Bu hastalıkta vakaların çoğu 2 yaşından önce başlar ve infantil form olarak tanımlanır. Genelde bu formun belirtileri; genişlemiş bir beyin ve kafatası, nöbet, kol ve bacaklarda spastisite, zihinsel engellilik ve gelişme geriliği şeklinde olur. Çok daha nadiren çocukluk veyahut yetişkinlik döneminde meydana gelebilmektedir.
Genç ve yetişkin dönemdeki belirtiler genelde; konuşma anormallikleri, yutma güçlüğü, nöbetler ve ataksi şeklinde olur. Nadiren yenidoğan formu da mevcuttur. Onda da belirtiler ilk ayında ortaya çıkar. Şiddetli zihinsel engellilik ve gelişimsel gecikme, hidrosefali ve nöbetler ile ilişkilidir. Bu hastalık ayrıca Rosenthal lifleri olarak bilinen anormal protein birikimleri ile de karakterizedir. Bu birikimler, merkezi sinir sistemi hücrelerini destekleyen ve beslenmelerini sağlayan astroglial hücrelerinde bulunur.
Hastalığın Nedenleri
Bu hastalığın nedenlerinden biri GFAP genindeki mutasyondur. GFAP geni, glial fibriler asidik protein adındaki bir proteinin üretim emrini verir. Bu proteinin birkaç molekülü, hücrelere destek ve güç sağlayan ara filamanlar oluşturmak için birbirine bağlanır.
Bu gende oluşan mutasyonlar farklı glial fibriler asidik proteinin üretilmesine yol açar. Bu değiştirilmiş protein de arafilament oluşumunu bozabiliyor.

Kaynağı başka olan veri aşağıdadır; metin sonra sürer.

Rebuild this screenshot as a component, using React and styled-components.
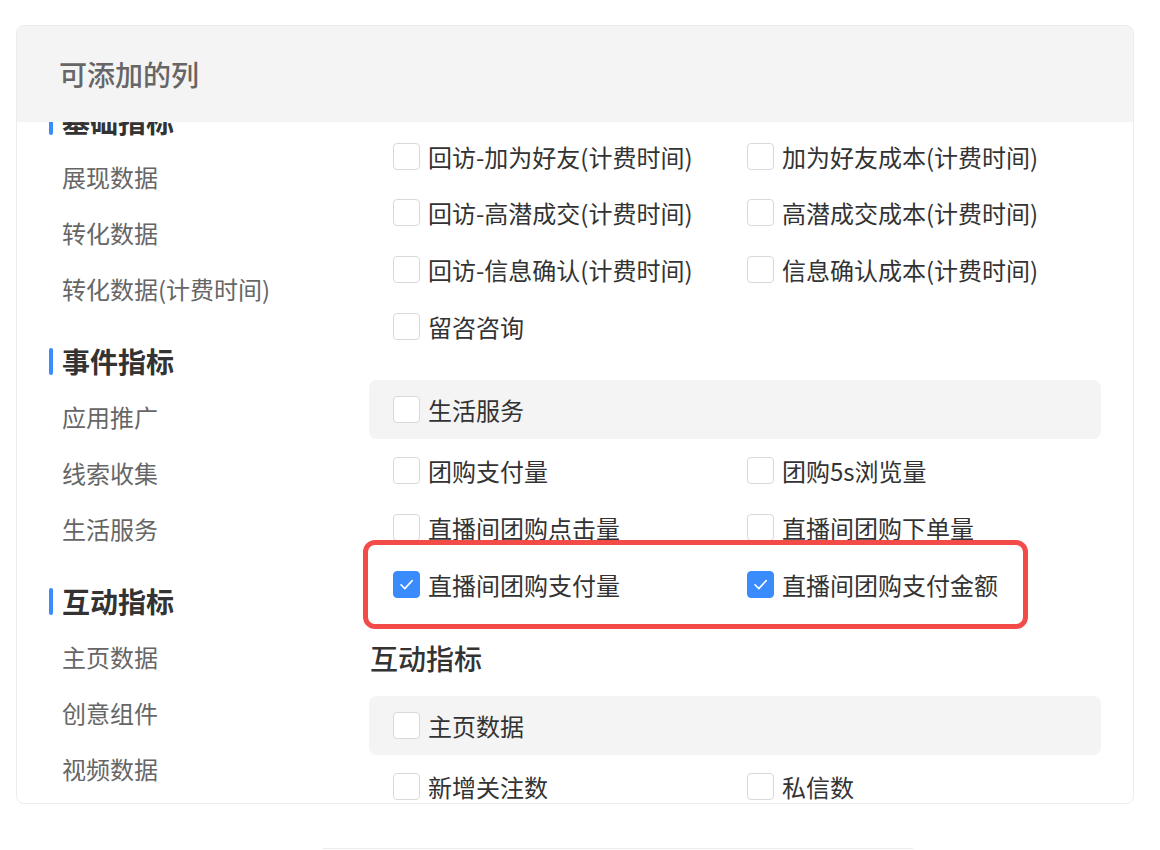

Sonuç olarak bu anormal protein astroglial hücrelerde birikerek hücre fonksiyonunu bozan Rosenthal liflerinin oluşumuna yol açıyor. Genetik modeline baktığımızda ise otozomal dominant olduğu anlaşılmıştır. Yani oluşan mutasyonun bir kopyası hastalığın ortaya çıkması için yeterli görünüyor.
Tabi oluşan mutasyonun ve bu mutasyon sonucunda meydana gelen anormal hücrelerin kesin olarak bu hastalığa yol açtığı belli değildir. Araştırmalar hala devam etmektedir.